President Barack Obama rebuffed Geithner's suggestion, and he remained at Treasury until 2013.

Geithner's memoir will be published next week. On Thursday, The Associated Press bought an early copy.

Geithner recalls his offers of resignation in "Stress Test," which explores his turbulent four years at Treasury. During his tenure, the Obama administration confronted the worst recession and most severe financial crisis since the Great Depression.

He portrays his offers to resign as reflecting his uncertainty about whether he was up to the immense challenges of the job. Ultimately, Geithner concludes that the economy stabilized under his watch.

In several sections of his memoir, Geithner writes of internal conversations about who might replace him in a post he had been initially reluctant to accept.

When his nomination ran into challenges over his tax filing problems, Geithner offered to pull his name from consideration. He writes that he later volunteered several times to step down from the Cabinet post if administration officials felt that doing so would boost Obama's standing at a perilous moment for the economy.

In proposing that the White House consider Clinton as a successor in 2010, Geithner cited her star power as secretary of state. Among the other names Geithner suggested was Jack Lew, who succeeded him last year.

By his own acknowledgement, Geithner seemed an awkward fit as Treasury secretary, neither an economist nor a banker nor a natural public speaker.

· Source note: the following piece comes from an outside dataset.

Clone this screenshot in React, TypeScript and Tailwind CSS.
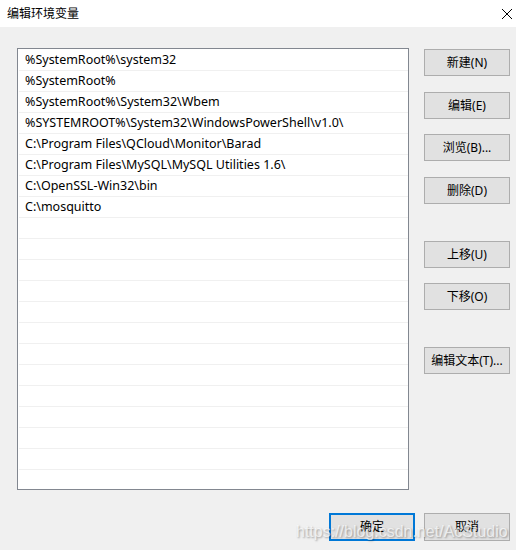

He found himself unable to quell what he calls the public's "Old Testament" outrage at bankers who received federal aid and cashed outsized bonus checks after the financial meltdown that erupted in 2008. At least one of those bankers, JPMorgan Chase CEO Jamie Dimon, offered to help the administration rewrite the regulations overseeing the big banks, Geithner writes. The administration declined Dimon's offer.

Clinton's husband, former President Bill Clinton, advised Geithner that publicly criticizing prominent bankers, such as Goldman Sachs' CEO Lloyd Blankfein, wouldn't appease ordinary Americans.

"You could take Lloyd Blankfein into a dark alley, and slit his throat, and it would satisfy them for about two days," Geithner recalled Clinton telling him. "Then the blood lust would rise again."

Geithner notes that easy money and risky behavior fueled the housing bubble and led to the financial crisis. Deceit and fraud by some financial institutions, he writes, were a component of the mania. But they weren't its primary cause.

No Treasury secretary since the Depression confronted so many financial threats at once. When Geithner became Treasury secretary in January 2009, the economy had sunk into a deep recession. Unemployment was surging, and the financial system was teetering.

Having previously led the Federal Reserve Bank of New York, Geithner had worked to craft the government's early response to the financial crisis. The crisis erupted in the fall of 2008 with the fall of investment bank Lehman Brothers and the government takeover of mortgage giants Fannie Mae and Freddie Mac

Geithner's supporters said he deserved credit for helping steady the banking system, restore investor confidence and avert a complete meltdown.

His critics countered that his policies consistently favored big banks and neglected ordinary Americans, including many struggling to save their homes after a wave of foreclosures followed the housing bust.